• TASK DIRECTIONS: Extract all lines in the data that contain the word "styles".
begin PROVIDED DATA
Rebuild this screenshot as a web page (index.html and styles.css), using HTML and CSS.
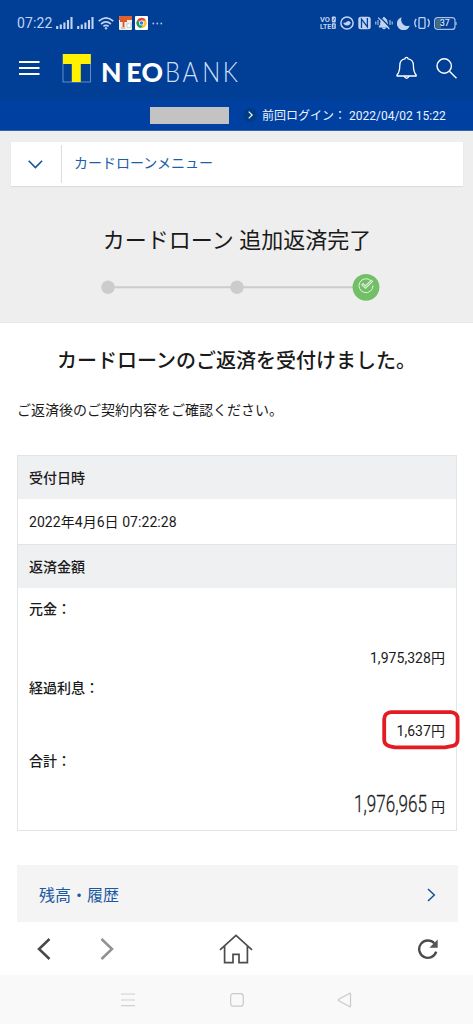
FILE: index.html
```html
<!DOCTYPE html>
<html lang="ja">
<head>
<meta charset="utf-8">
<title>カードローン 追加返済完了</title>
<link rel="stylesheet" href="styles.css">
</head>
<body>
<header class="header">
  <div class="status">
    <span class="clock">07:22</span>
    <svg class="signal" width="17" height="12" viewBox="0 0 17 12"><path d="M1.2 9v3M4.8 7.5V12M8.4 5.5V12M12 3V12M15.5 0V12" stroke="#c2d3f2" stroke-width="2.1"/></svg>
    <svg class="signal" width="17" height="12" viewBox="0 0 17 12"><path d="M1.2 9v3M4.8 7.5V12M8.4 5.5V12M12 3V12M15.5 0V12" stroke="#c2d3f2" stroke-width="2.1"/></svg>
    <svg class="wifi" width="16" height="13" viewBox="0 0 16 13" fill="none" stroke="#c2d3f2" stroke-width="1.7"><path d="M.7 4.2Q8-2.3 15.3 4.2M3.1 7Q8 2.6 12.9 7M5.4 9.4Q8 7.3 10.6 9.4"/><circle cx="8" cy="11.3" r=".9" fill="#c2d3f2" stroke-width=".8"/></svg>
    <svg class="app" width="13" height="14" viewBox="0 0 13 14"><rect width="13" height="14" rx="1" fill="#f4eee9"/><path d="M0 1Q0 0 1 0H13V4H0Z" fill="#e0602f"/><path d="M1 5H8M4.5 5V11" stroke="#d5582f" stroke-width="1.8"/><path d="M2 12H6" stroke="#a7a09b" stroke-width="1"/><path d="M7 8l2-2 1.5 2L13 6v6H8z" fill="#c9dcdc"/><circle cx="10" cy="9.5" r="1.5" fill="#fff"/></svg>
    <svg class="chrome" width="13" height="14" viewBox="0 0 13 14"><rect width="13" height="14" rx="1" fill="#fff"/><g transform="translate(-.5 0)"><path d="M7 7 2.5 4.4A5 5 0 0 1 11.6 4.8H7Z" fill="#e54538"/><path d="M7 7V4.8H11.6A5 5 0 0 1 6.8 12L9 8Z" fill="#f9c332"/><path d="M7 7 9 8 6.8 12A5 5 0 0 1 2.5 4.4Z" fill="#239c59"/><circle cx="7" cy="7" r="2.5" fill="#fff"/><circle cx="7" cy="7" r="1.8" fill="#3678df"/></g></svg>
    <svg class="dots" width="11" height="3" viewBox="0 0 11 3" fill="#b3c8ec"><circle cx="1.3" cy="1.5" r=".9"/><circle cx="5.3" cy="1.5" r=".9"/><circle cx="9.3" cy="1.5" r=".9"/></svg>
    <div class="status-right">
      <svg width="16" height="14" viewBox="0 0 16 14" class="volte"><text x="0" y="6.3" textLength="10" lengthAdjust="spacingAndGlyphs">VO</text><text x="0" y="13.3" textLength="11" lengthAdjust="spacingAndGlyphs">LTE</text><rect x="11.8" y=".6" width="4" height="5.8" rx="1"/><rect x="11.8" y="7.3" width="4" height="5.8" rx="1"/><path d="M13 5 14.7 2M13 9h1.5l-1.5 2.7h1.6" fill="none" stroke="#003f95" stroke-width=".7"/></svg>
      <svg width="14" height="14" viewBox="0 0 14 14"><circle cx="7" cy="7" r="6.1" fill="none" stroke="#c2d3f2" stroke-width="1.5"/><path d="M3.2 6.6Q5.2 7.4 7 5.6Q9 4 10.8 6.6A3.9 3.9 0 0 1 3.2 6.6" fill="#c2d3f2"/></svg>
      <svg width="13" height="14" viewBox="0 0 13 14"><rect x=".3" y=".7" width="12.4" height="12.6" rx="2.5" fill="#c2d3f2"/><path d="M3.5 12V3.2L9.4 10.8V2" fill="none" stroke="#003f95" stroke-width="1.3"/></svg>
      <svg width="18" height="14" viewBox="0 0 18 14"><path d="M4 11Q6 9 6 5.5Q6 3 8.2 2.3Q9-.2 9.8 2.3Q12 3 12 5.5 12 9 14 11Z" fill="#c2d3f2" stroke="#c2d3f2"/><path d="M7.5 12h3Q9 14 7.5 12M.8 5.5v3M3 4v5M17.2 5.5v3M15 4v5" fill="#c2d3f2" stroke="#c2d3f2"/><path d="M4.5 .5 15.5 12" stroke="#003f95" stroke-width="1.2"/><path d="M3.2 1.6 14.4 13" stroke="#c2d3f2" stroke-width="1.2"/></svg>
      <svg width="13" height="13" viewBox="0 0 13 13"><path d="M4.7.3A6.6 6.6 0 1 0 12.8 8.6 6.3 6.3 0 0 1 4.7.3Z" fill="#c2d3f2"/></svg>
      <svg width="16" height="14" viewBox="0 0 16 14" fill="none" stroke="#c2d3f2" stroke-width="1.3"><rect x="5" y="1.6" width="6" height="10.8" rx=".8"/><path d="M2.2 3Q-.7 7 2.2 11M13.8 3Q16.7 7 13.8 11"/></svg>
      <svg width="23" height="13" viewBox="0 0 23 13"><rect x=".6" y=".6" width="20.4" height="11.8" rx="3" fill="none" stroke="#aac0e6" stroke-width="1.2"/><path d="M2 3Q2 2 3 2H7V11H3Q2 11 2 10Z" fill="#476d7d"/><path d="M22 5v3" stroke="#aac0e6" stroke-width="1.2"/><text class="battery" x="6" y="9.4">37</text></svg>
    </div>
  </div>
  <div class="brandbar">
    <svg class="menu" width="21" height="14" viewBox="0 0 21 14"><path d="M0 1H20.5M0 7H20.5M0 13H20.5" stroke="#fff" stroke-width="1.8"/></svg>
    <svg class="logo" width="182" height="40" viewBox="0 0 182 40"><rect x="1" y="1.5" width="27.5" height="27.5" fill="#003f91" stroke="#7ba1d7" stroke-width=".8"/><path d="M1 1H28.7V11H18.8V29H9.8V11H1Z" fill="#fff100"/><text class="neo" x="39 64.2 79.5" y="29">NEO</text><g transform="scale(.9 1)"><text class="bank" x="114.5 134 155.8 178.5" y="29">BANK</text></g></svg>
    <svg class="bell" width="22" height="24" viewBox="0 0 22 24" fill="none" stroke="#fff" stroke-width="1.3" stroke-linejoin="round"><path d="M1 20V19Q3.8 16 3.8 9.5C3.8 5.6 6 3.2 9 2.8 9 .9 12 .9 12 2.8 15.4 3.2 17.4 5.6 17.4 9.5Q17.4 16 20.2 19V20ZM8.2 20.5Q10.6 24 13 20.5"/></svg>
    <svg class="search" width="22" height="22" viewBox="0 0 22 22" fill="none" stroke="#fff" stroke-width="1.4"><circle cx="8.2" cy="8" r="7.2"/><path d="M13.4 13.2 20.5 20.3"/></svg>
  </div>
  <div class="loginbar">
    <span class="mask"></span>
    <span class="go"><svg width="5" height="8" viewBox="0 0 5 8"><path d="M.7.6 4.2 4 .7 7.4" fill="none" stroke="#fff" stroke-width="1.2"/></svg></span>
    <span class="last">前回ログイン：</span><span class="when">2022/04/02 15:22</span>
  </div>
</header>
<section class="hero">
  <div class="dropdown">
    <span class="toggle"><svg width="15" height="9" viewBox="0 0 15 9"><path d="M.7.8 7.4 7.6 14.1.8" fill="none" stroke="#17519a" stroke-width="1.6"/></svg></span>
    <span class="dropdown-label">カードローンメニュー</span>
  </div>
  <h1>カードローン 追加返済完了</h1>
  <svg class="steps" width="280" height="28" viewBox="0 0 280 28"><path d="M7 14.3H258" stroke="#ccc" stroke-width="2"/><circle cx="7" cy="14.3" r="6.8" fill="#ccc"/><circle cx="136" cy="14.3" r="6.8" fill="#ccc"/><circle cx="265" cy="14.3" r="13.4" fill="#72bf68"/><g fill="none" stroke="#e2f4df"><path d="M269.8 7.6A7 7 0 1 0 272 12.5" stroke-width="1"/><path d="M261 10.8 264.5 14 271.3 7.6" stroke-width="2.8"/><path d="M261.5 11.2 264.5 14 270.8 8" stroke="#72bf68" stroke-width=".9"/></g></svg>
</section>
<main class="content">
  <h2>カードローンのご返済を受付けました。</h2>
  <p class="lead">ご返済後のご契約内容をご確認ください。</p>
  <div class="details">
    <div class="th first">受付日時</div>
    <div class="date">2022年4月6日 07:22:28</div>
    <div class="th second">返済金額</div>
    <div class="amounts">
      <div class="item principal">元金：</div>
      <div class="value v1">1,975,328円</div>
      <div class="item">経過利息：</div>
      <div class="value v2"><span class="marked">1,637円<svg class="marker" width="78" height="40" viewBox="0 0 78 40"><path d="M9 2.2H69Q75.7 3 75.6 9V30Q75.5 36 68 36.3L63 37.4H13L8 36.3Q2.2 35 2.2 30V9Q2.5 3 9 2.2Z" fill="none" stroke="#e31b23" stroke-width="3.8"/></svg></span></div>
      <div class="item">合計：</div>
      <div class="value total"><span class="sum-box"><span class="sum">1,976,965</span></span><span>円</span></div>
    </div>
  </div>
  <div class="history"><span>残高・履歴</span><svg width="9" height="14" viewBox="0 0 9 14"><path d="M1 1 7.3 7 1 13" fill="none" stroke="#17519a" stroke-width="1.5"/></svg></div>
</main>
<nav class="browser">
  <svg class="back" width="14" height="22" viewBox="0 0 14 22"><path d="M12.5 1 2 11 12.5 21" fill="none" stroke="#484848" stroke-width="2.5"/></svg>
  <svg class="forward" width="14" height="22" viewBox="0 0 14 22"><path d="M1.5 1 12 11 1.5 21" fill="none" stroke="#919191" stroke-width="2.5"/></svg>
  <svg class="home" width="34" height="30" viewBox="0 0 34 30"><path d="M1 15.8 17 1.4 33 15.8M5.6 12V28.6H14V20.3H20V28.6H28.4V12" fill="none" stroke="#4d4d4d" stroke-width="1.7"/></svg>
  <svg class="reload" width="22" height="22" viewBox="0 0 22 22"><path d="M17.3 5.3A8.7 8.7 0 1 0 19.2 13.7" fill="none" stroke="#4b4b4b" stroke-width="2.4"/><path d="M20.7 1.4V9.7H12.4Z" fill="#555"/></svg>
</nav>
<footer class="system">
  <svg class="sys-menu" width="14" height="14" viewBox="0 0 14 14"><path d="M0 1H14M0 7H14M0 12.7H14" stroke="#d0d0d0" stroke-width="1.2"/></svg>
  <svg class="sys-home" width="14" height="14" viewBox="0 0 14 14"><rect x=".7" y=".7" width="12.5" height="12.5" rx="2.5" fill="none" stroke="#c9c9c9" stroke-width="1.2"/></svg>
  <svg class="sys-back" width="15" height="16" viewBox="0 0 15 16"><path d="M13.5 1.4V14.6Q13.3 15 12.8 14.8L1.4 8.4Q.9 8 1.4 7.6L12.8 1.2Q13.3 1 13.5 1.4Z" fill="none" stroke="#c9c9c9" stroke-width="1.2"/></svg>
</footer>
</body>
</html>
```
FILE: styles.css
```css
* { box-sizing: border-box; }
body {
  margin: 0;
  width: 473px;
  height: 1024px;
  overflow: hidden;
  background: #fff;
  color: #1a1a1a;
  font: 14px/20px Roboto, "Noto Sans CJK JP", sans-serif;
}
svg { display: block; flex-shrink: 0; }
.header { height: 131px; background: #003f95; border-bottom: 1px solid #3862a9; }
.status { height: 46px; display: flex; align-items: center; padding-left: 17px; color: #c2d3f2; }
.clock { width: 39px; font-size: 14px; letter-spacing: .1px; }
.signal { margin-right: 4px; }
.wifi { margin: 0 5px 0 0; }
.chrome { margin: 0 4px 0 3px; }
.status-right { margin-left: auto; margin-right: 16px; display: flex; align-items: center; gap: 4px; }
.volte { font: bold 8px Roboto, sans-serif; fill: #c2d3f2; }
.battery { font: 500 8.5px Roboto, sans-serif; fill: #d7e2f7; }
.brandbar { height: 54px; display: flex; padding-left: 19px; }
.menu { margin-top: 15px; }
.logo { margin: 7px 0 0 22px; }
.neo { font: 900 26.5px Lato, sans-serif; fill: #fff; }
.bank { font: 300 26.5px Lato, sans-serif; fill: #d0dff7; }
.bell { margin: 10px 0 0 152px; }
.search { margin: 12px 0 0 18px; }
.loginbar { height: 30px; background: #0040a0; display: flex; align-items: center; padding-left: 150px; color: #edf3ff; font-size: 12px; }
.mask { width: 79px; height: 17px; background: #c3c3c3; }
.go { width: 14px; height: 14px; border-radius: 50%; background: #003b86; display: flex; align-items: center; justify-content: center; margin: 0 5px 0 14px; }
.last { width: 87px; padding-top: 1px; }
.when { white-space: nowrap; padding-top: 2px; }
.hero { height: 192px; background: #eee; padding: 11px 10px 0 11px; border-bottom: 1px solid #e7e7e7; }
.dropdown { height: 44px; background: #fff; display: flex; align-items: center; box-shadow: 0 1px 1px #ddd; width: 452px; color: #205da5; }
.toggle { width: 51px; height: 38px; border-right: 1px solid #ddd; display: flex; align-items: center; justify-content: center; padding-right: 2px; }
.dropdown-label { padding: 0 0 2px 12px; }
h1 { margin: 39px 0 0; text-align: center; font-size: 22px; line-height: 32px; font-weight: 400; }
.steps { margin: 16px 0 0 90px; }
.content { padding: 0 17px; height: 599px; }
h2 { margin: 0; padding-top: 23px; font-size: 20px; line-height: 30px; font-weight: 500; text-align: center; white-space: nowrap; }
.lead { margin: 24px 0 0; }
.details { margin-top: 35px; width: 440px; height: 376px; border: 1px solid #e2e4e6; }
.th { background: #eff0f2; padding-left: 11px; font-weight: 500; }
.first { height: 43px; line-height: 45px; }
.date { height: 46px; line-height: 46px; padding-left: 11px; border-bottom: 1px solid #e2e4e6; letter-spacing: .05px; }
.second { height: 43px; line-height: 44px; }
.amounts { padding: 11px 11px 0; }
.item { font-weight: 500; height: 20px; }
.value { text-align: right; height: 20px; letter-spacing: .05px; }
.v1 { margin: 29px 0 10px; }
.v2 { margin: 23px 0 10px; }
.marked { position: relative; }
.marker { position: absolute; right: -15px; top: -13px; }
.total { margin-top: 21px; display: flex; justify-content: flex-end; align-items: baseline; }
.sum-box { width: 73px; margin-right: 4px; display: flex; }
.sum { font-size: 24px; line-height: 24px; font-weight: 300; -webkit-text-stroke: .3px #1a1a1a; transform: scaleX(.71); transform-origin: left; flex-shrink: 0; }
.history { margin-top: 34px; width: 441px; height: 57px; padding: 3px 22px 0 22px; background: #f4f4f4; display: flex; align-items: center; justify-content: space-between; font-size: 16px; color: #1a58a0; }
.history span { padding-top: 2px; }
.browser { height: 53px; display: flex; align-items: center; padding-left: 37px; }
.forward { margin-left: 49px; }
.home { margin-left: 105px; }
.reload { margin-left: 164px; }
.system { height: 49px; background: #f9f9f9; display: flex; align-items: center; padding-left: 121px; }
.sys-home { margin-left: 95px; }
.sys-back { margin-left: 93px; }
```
end PROVIDED DATA
• RESULT BELOW:
Rebuild this screenshot as a web page (index.html and styles.css), using HTML and CSS.
<link rel="stylesheet" href="styles.css">
FILE: styles.css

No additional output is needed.